Arnold's overtures are delightful and substantial works that show a master craftsman doing what he loved to do. Arnold may not have been the best conductor, but neither were Stravinsky, and especially Copland. No, we listen for the insights a composer can provide on how his work should sound. Since many of these works had never been recorded in 1992, and certainly haven't gotten much airtime since, we can safely see these recordings as both authoritative and definitive. How many composers can say that? One has to wonder; if Arnold had been in better health in '92, would the results have been even better than they are here? Not that it matters much. The London Philharmonic sounds incredible, full of energy, nuance, and zest. Arnold had a long and mostly happy association with the orchestra, and the rapport shows clearly and convincingly.

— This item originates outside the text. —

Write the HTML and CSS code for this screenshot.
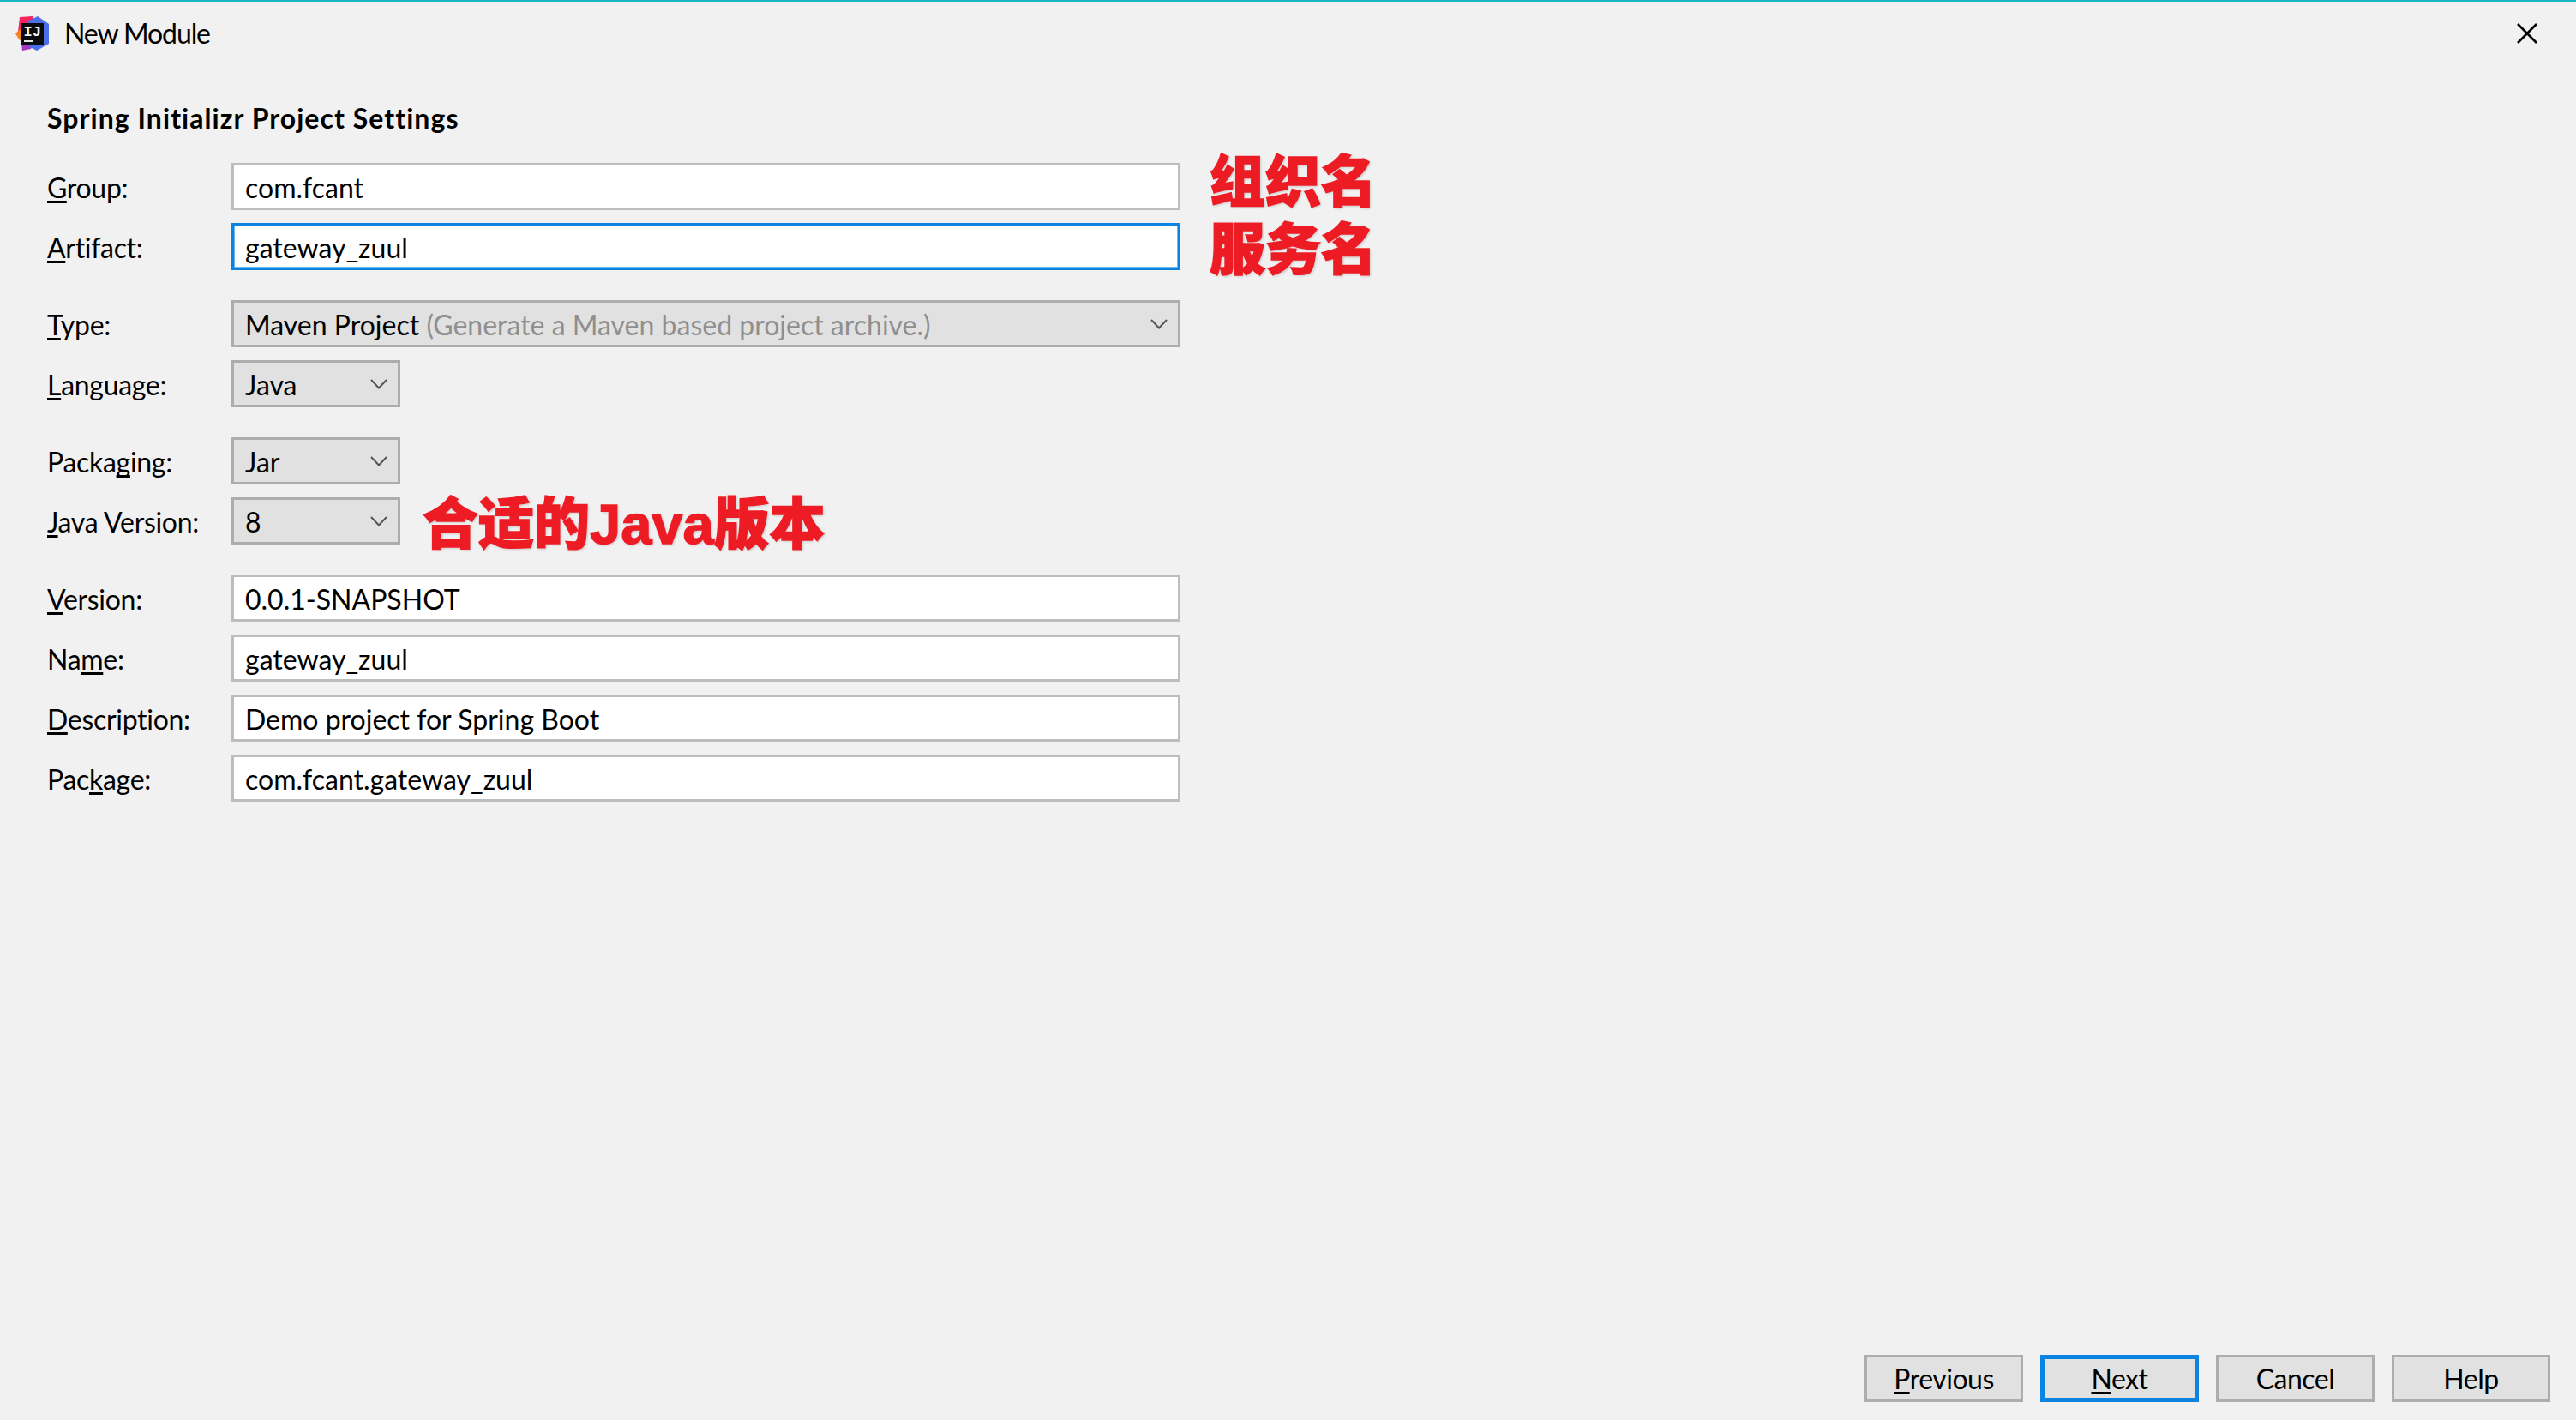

Arnold's overtures really do play more like stand-alone orchestral works; in other words, fans of Beethoven and Mozart will find themselves surprised. They have much more in common with the works of Berlioz that carry the same name. The scores are effervescent and full of life. They are hardly lightweight, for they require virtuosity of the highest order. Nor are they easily tied to any other composer; certainly this sounds little like Elgar, Holst, Vaughan Williams, or Walton. No, Arnold was a unique and entirely personal voice musically, something which may have hurt his popularity, but makes his work endearing and ultimately worth knowing. Listeners have been enthralled with this disc since the 90's, and there's no reason not to give it a try now. Simply excellent.